__GOAL OF THE EXERCISE__.
Copy out the listing that follows, exact in every word, and skip the images.

__PROVIDED DATA__.
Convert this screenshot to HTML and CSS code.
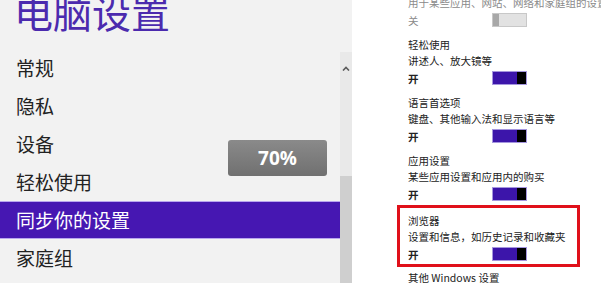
FILE: index.html
```html
<!DOCTYPE html>
<html lang="zh-CN">
<head>
    <meta charset="UTF-8">
    <meta name="viewport" content="width=device-width, initial-scale=1.0">
    <title>电脑设置</title>
    <link rel="stylesheet" href="styles.css">
</head>
<body>
    <div class="screen">
        <div class="side">
            <h1 class="title">电脑设置</h1>
            <nav class="menu">
                <a href="#">常规</a>
                <a href="#">隐私</a>
                <a href="#">设备</a>
                <a href="#">轻松使用</a>
                <a href="#" class="active">同步你的设置</a>
                <a href="#">家庭组</a>
            </nav>
        </div>

        <div class="scrollbar">
            <div class="scroll-top"></div>
            <div class="scroll-track">
                <div class="scroll-arrow">
                    <svg width="8" height="5" viewBox="0 0 8 5"><path d="M1 4.5 L4 1.5 L7 4.5" fill="none" stroke="#5a5a5a" stroke-width="1.6"/></svg>
                </div>
                <div class="scroll-thumb"></div>
            </div>
        </div>

        <div class="content">
            <div class="setting off">
                <div class="name">个性化设置</div>
                <div class="desc">用于某些应用、网站、网络和家庭组的设置</div>
                <div class="state"><span>关</span><div class="toggle"></div></div>
            </div>
            <div class="setting">
                <div class="name">轻松使用</div>
                <div class="desc">讲述人、放大镜等</div>
                <div class="state"><span>开</span><div class="toggle on"></div></div>
            </div>
            <div class="setting">
                <div class="name">语言首选项</div>
                <div class="desc">键盘、其他输入法和显示语言等</div>
                <div class="state"><span>开</span><div class="toggle on"></div></div>
            </div>
            <div class="setting">
                <div class="name">应用设置</div>
                <div class="desc">某些应用设置和应用内的购买</div>
                <div class="state"><span>开</span><div class="toggle on"></div></div>
            </div>
            <div class="setting marked">
                <div class="name">浏览器</div>
                <div class="desc">设置和信息，如历史记录和收藏夹</div>
                <div class="state"><span>开</span><div class="toggle on"></div></div>
            </div>
            <div class="setting">
                <div class="name">其他 Windows 设置</div>
            </div>
        </div>

        <!-- zoom level toast over the page -->
        <div class="zoom-badge">70%</div>
    </div>
</body>
</html>
```

FILE: styles.css
```css
* {
    margin: 0;
    padding: 0;
    box-sizing: border-box;
}
body {
    font-family: "Noto Sans CJK SC", "Noto Sans", sans-serif;
    background-color: white;
    color: #222;
    overflow: hidden;
}
.screen {
    position: relative;
    display: flex;
    width: 601px;
    height: 283px;
    overflow: hidden;
}
.side {
    width: 340px;
    background-color: #f2f2f2;
}
.title {
    font-size: 39px;
    font-weight: normal;
    line-height: 46px;
    color: #4b2aae;
    margin-top: -12px;
    margin-bottom: 15px;
    padding-left: 14px;
    letter-spacing: 0;
}
.menu {
    display: flex;
    flex-direction: column;
}
.menu a {
    display: block;
    height: 38px;
    line-height: 38px;
    padding-left: 16px;
    font-size: 19px;
    color: #222;
    text-decoration: none;
}
.menu a.active {
    background-color: #4617b2;
    color: white;
    border-top: 1px solid #b9a6ee;
    border-bottom: 1px solid #b9a6ee;
    line-height: 36px;
}
.scrollbar {
    width: 12px;
    display: flex;
    flex-direction: column;
    background-color: #f2f2f2;
}
.scroll-top {
    height: 52px;
}
.scroll-track {
    flex: 1;
    display: flex;
    flex-direction: column;
    background-color: #e9e9e9;
}
.scroll-arrow {
    height: 20px;
    display: flex;
    justify-content: center;
    align-items: center;
    margin-top: 6px;
}
.scroll-thumb {
    flex: 1;
    margin-top: 98px;
    background-color: #cfcfcf;
}
.content {
    flex: 1;
    padding-left: 56px;
    margin-top: -21px;
    font-size: 10.5px;
    white-space: nowrap;
    overflow: hidden;
}
.setting {
    margin-bottom: 8px;
}
.setting .name, .setting .desc {
    line-height: 16px;
}
.setting .state {
    display: flex;
    align-items: center;
    height: 18px;
    font-weight: bold;
}
.state span {
    width: 84px;
}
.setting.off .desc, .setting.off .state {
    color: #8a8a8a;
    font-weight: normal;
}
.setting.marked {
    width: 183px;
    margin-left: -11px;
    margin-top: -6px;
    margin-bottom: 3px;
    padding: 5px 0 1px 8px;
    border: 3px solid #e0101a;
}
.toggle {
    width: 35px;
    height: 14px;
    border: 1px solid #c8c8c8;
    background-color: #e2e2e2;
    display: flex;
}
.toggle::before {
    content: "";
    width: 6px;
    background-color: #a8a8a8;
}
.toggle.on {
    border-color: #a596de;
    background-color: #3c15aa;
    justify-content: flex-end;
}
.toggle.on::before {
    width: 9px;
    background-color: #000;
}
.zoom-badge {
    position: absolute;
    left: 228px;
    top: 140px;
    width: 99px;
    height: 36px;
    line-height: 36px;
    text-align: center;
    border-radius: 3px;
    background: linear-gradient(#8a8a8a, #707070);
    color: white;
    font-family: "Open Sans", "Noto Sans", sans-serif;
    font-weight: bold;
    font-size: 19px;
}
```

__FULL RESPONSE__.
Convert this screenshot to HTML and CSS code.
FILE: index.html
```html
<!DOCTYPE html>
<html lang="zh-CN">
<head>
    <meta charset="UTF-8">
    <meta name="viewport" content="width=device-width, initial-scale=1.0">
    <title>电脑设置</title>
    <link rel="stylesheet" href="styles.css">
</head>
<body>
    <div class="screen">
        <div class="side">
            <h1 class="title">电脑设置</h1>
            <nav class="menu">
                <a href="#">常规</a>
                <a href="#">隐私</a>
                <a href="#">设备</a>
                <a href="#">轻松使用</a>
                <a href="#" class="active">同步你的设置</a>
                <a href="#">家庭组</a>
            </nav>
        </div>

        <div class="scrollbar">
            <div class="scroll-top"></div>
            <div class="scroll-track">
                <div class="scroll-arrow">
                    <svg width="8" height="5" viewBox="0 0 8 5"><path d="M1 4.5 L4 1.5 L7 4.5" fill="none" stroke="#5a5a5a" stroke-width="1.6"/></svg>
                </div>
                <div class="scroll-thumb"></div>
            </div>
        </div>

        <div class="content">
            <div class="setting off">
                <div class="name">个性化设置</div>
                <div class="desc">用于某些应用、网站、网络和家庭组的设置</div>
                <div class="state"><span>关</span><div class="toggle"></div></div>
            </div>
            <div class="setting">
                <div class="name">轻松使用</div>
                <div class="desc">讲述人、放大镜等</div>
                <div class="state"><span>开</span><div class="toggle on"></div></div>
            </div>
            <div class="setting">
                <div class="name">语言首选项</div>
                <div class="desc">键盘、其他输入法和显示语言等</div>
                <div class="state"><span>开</span><div class="toggle on"></div></div>
            </div>
            <div class="setting">
                <div class="name">应用设置</div>
                <div class="desc">某些应用设置和应用内的购买</div>
                <div class="state"><span>开</span><div class="toggle on"></div></div>
            </div>
            <div class="setting marked">
                <div class="name">浏览器</div>
                <div class="desc">设置和信息，如历史记录和收藏夹</div>
                <div class="state"><span>开</span><div class="toggle on"></div></div>
            </div>
            <div class="setting">
                <div class="name">其他 Windows 设置</div>
            </div>
        </div>

        <!-- zoom level toast over the page -->
        <div class="zoom-badge">70%</div>
    </div>
</body>
</html>
```

FILE: styles.css
```css
* {
    margin: 0;
    padding: 0;
    box-sizing: border-box;
}
body {
    font-family: "Noto Sans CJK SC", "Noto Sans", sans-serif;
    background-color: white;
    color: #222;
    overflow: hidden;
}
.screen {
    position: relative;
    display: flex;
    width: 601px;
    height: 283px;
    overflow: hidden;
}
.side {
    width: 340px;
    background-color: #f2f2f2;
}
.title {
    font-size: 39px;
    font-weight: normal;
    line-height: 46px;
    color: #4b2aae;
    margin-top: -12px;
    margin-bottom: 15px;
    padding-left: 14px;
    letter-spacing: 0;
}
.menu {
    display: flex;
    flex-direction: column;
}
.menu a {
    display: block;
    height: 38px;
    line-height: 38px;
    padding-left: 16px;
    font-size: 19px;
    color: #222;
    text-decoration: none;
}
.menu a.active {
    background-color: #4617b2;
    color: white;
    border-top: 1px solid #b9a6ee;
    border-bottom: 1px solid #b9a6ee;
    line-height: 36px;
}
.scrollbar {
    width: 12px;
    display: flex;
    flex-direction: column;
    background-color: #f2f2f2;
}
.scroll-top {
    height: 52px;
}
.scroll-track {
    flex: 1;
    display: flex;
    flex-direction: column;
    background-color: #e9e9e9;
}
.scroll-arrow {
    height: 20px;
    display: flex;
    justify-content: center;
    align-items: center;
    margin-top: 6px;
}
.scroll-thumb {
    flex: 1;
    margin-top: 98px;
    background-color: #cfcfcf;
}
.content {
    flex: 1;
    padding-left: 56px;
    margin-top: -21px;
    font-size: 10.5px;
    white-space: nowrap;
    overflow: hidden;
}
.setting {
    margin-bottom: 8px;
}
.setting .name, .setting .desc {
    line-height: 16px;
}
.setting .state {
    display: flex;
    align-items: center;
    height: 18px;
    font-weight: bold;
}
.state span {
    width: 84px;
}
.setting.off .desc, .setting.off .state {
    color: #8a8a8a;
    font-weight: normal;
}
.setting.marked {
    width: 183px;
    margin-left: -11px;
    margin-top: -6px;
    margin-bottom: 3px;
    padding: 5px 0 1px 8px;
    border: 3px solid #e0101a;
}
.toggle {
    width: 35px;
    height: 14px;
    border: 1px solid #c8c8c8;
    background-color: #e2e2e2;
    display: flex;
}
.toggle::before {
    content: "";
    width: 6px;
    background-color: #a8a8a8;
}
.toggle.on {
    border-color: #a596de;
    background-color: #3c15aa;
    justify-content: flex-end;
}
.toggle.on::before {
    width: 9px;
    background-color: #000;
}
.zoom-badge {
    position: absolute;
    left: 228px;
    top: 140px;
    width: 99px;
    height: 36px;
    line-height: 36px;
    text-align: center;
    border-radius: 3px;
    background: linear-gradient(#8a8a8a, #707070);
    color: white;
    font-family: "Open Sans", "Noto Sans", sans-serif;
    font-weight: bold;
    font-size: 19px;
}
```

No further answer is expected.